Thursday, November 11, 2004
more than a haircut
getting your haircut is a weird experience. first i have a complete stranger create a new look for me when he or she does not know anything about my life. how do they know what i like? how do they know what i do? they don't, yet in a few inadequate sentences i'm supposed to describe to them what i want to look like on a day to day basis. can't i just say, "make me look hot," and they should instantly go at it. no they can't, cause "hotness" is a subjective opinion. try describing how you want your hair cut in another language... it's near impossible.
luckly this day, brendan didn't feel like talking and neither did i. it was a nice change from the shallow chit chat that goes on when you get your haircut. it's a forced intimacy i still don't know how to deal with. i mean, they are right there, creating my image, and i can't really say "hey, i don't feel like talking. do you mind if you do your thing and i do mine?" no it's either conversation or silence. luckily i got silence.
i guess the wierd thing about my cut is that i felt depressed at the end of it. for one thing i never really like my haircut when i first get it. i know it will grow out and eventually look better, but right when i'm down i feel a sense of embarrassment and a feeling "why did i ask for so much off?" this has become normal part of the experience for me. i ran this thought by my friends and they disagreed saying they always felt better at the end of their cut. wierd. maybe i need to find a new place. i guess a few times i walk out thinking i look good, but usually i feel disappointment in the finished product. at least it's shorter...
this time was the same, but i noticed something. i'm forced to stare at my face for a good half hour... and i find that depressing. it seems as the time passes i feel worse and worse about myself. it's like i'm being forced to notice the imperfections and i can't look away. i don't know, does anyone feel me on this? maybe i'm weird and i'm the minority who doesn't like to look at themselves all day. there are times when i think i look good. it's mostly in airplane bathrooms. the light in their is great... i feel like i'm in a modeling shoot. maybe it's the closeness of the mirror... i don't know. but then there are times when i look into the mirror and i think "ugh, maybe i should get an extreme makeover." it's like photographs. how come some photographs i look awesome in and some i look gastly? am i only good looking half the time in reality and the other half i look less than great? or is it just a constant mediocre? strange thoughts... but none the less i was glad to not be looking at myself any longer when i walked back outside into the crisp autumn air.

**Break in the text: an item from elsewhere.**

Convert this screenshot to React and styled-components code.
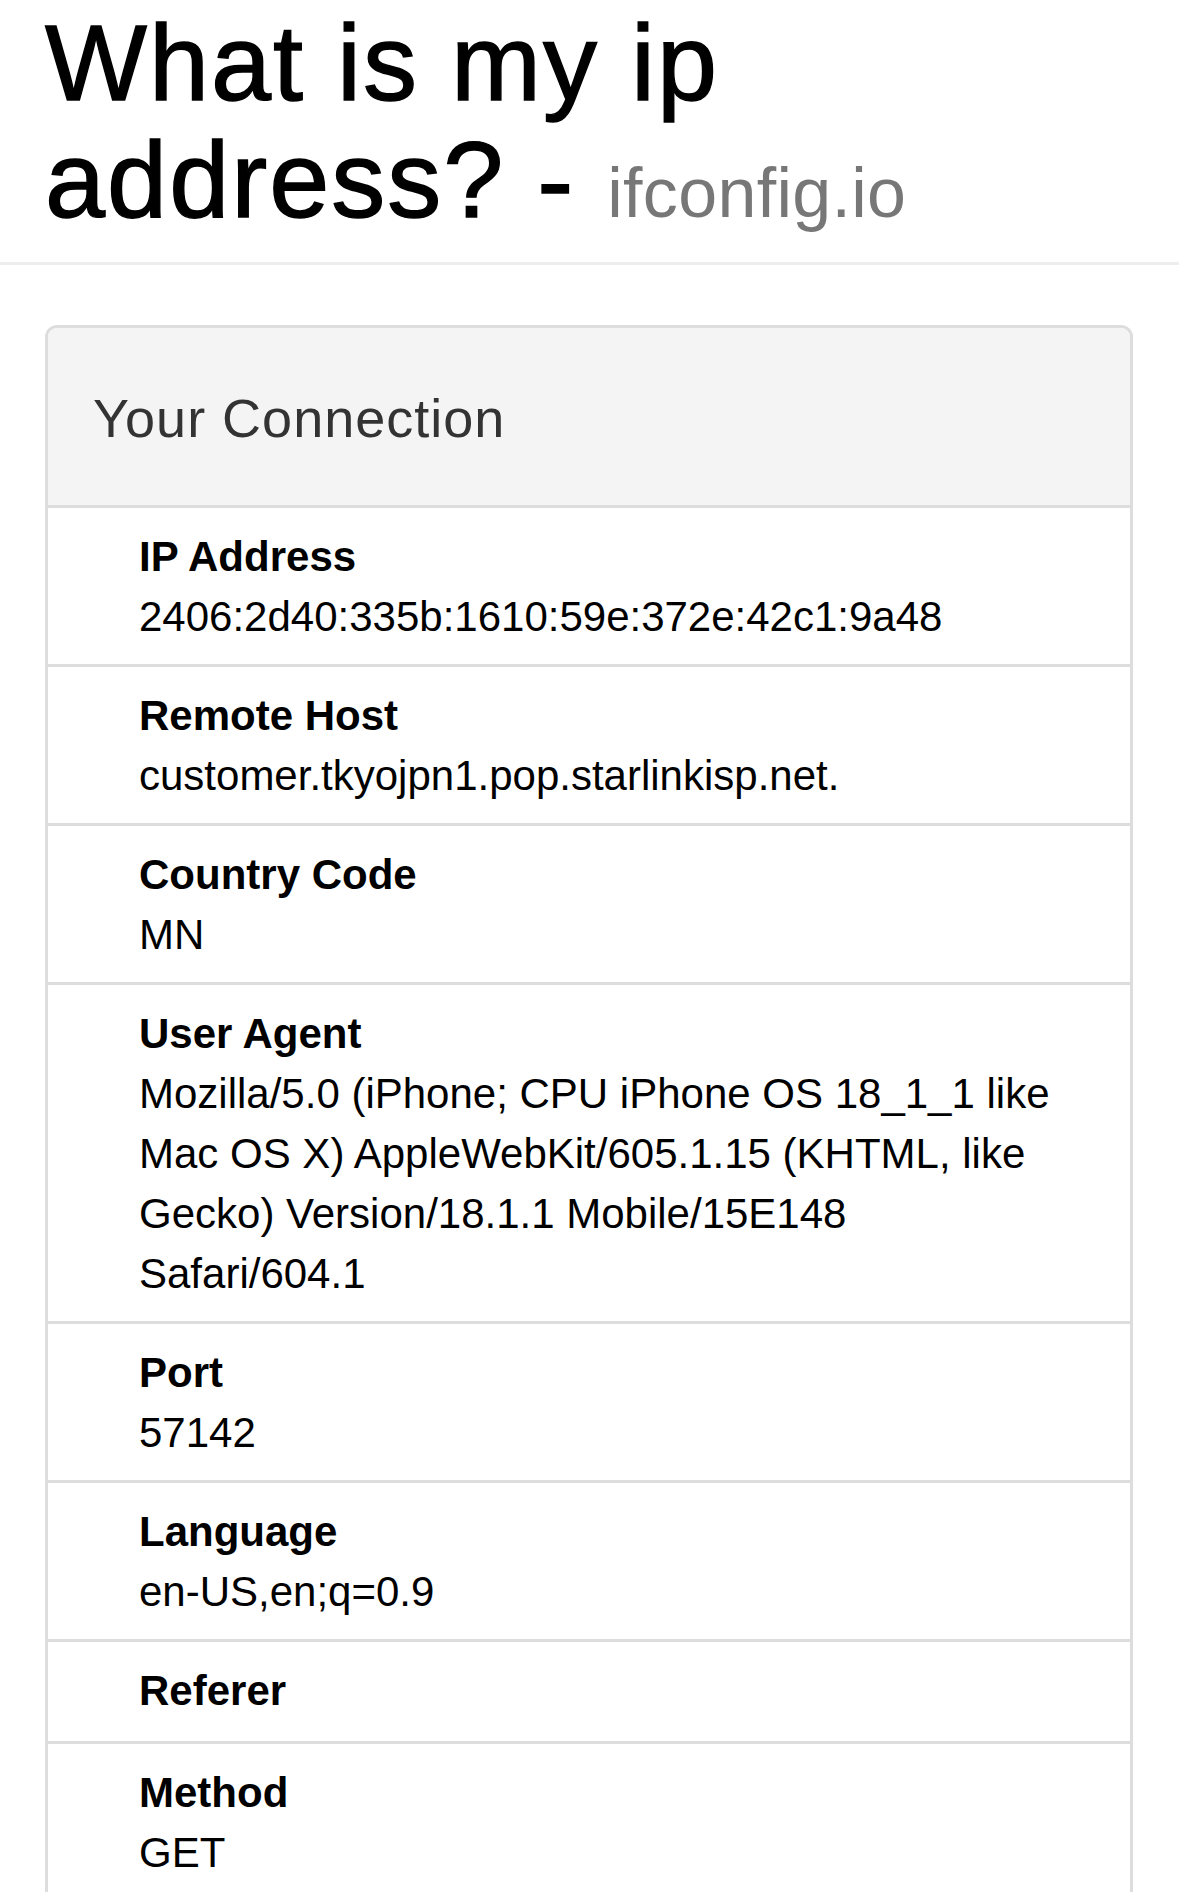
import styled, { createGlobalStyle } from "styled-components";

const GlobalStyle = createGlobalStyle`
  html, body {
    margin: 0;
    padding: 0;
    background: #fff;
    overflow: hidden;
  }
  body {
    font-family: "Liberation Sans", Helvetica, Arial, sans-serif;
    color: #000;
  }
`;

const PageHeader = styled.header`
  padding: 4px 45px 24px;
  border-bottom: 3px solid #eee;
`;

const Title = styled.h1`
  margin: 0;
  font-size: 108px;
  line-height: 117px;
  font-weight: 500;
  letter-spacing: 2px;
  -webkit-text-stroke: 1.4px #000;
  color: #000;
`;

const Sub = styled.small`
  font-size: 70px;
  line-height: 1;
  font-weight: 400;
  letter-spacing: 0.3px;
  -webkit-text-stroke: 0;
  color: #777;
`;

const Main = styled.main`
  padding: 60px 46px 0 45px;
`;

const Panel = styled.section`
  border: 3px solid #ddd;
  border-radius: 12px;
  overflow: hidden;
  background: #fff;
`;

const PanelHeading = styled.div`
  background: #f4f4f4;
  padding: 60px 45px 57px;
`;

const PanelTitle = styled.h3`
  margin: 0;
  font-size: 54px;
  line-height: 60px;
  font-weight: 400;
  letter-spacing: 1px;
  color: #333;
`;

const List = styled.dl`
  margin: 0;
`;

const Row = styled.div`
  border-top: 3px solid #ddd;
  padding: 19px 68px ${(p) => (p.$empty ? "20px" : "17px")} 91px;
  font-size: 42px;
  line-height: 60px;
`;

const Label = styled.dt`
  font-weight: 700;
  color: #000;
`;

const Value = styled.dd`
  margin: 0;
  color: #000;
  word-wrap: break-word;
`;

const rows = [
  { label: "IP Address", value: "2406:2d40:335b:1610:59e:372e:42c1:9a48" },
  { label: "Remote Host", value: "customer.tkyojpn1.pop.starlinkisp.net." },
  { label: "Country Code", value: "MN" },
  {
    label: "User Agent",
    value:
      "Mozilla/5.0 (iPhone; CPU iPhone OS 18_1_1 like Mac OS X) AppleWebKit/605.1.15 (KHTML, like Gecko) Version/18.1.1 Mobile/15E148 Safari/604.1",
  },
  { label: "Port", value: "57142" },
  { label: "Language", value: "en-US,en;q=0.9" },
  { label: "Referer", value: "" },
  { label: "Method", value: "GET" },
];

const App = () => {
  return (
    <>
      <GlobalStyle />
      <PageHeader>
        <Title>
          What is my ip address? - <Sub>ifconfig.io</Sub>
        </Title>
      </PageHeader>
      <Main>
        <Panel>
          <PanelHeading>
            <PanelTitle>Your Connection</PanelTitle>
          </PanelHeading>
          <List>
            {rows.map((r) => (
              <Row key={r.label} $empty={!r.value}>
                <Label>{r.label}</Label>
                {r.value && <Value>{r.value}</Value>}
              </Row>
            ))}
          </List>
        </Panel>
      </Main>
    </>
  );
};

export default App;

anywho, it was a strange event. smalll compared to the rest of my days events. but impactful non the less.
Tuesday, November 02, 2004
friday surf retreat
i headed out early friday morning for some solitude and waves. the drive to westport is long and that sometimes is very frustrating. but when you want to get away and think and pray, the drive can be quite quieting to ones soul.
few have ever really seen this part of my life so i thought i'd take a picture this time. it's 44 degrees outside and i have just gotten out of the water. the waves were small but fun on this day. there was a long lull between swells and i spent that time praying and watching the pelicans ride the wind that hovers over the water.
my best ride that day
i was dropping into a wave and i thought it was going to break on me before i could get up and turn to the left... but i went for it anyway. as soon as i made my turn to the left, i could feel the wave crash just behind me which left me right in front of the curl. it was such a great feeling riding along, sensing the wave billowing over and over behind you, roaring the whole time.
it was a good day. i left with peace in my soul.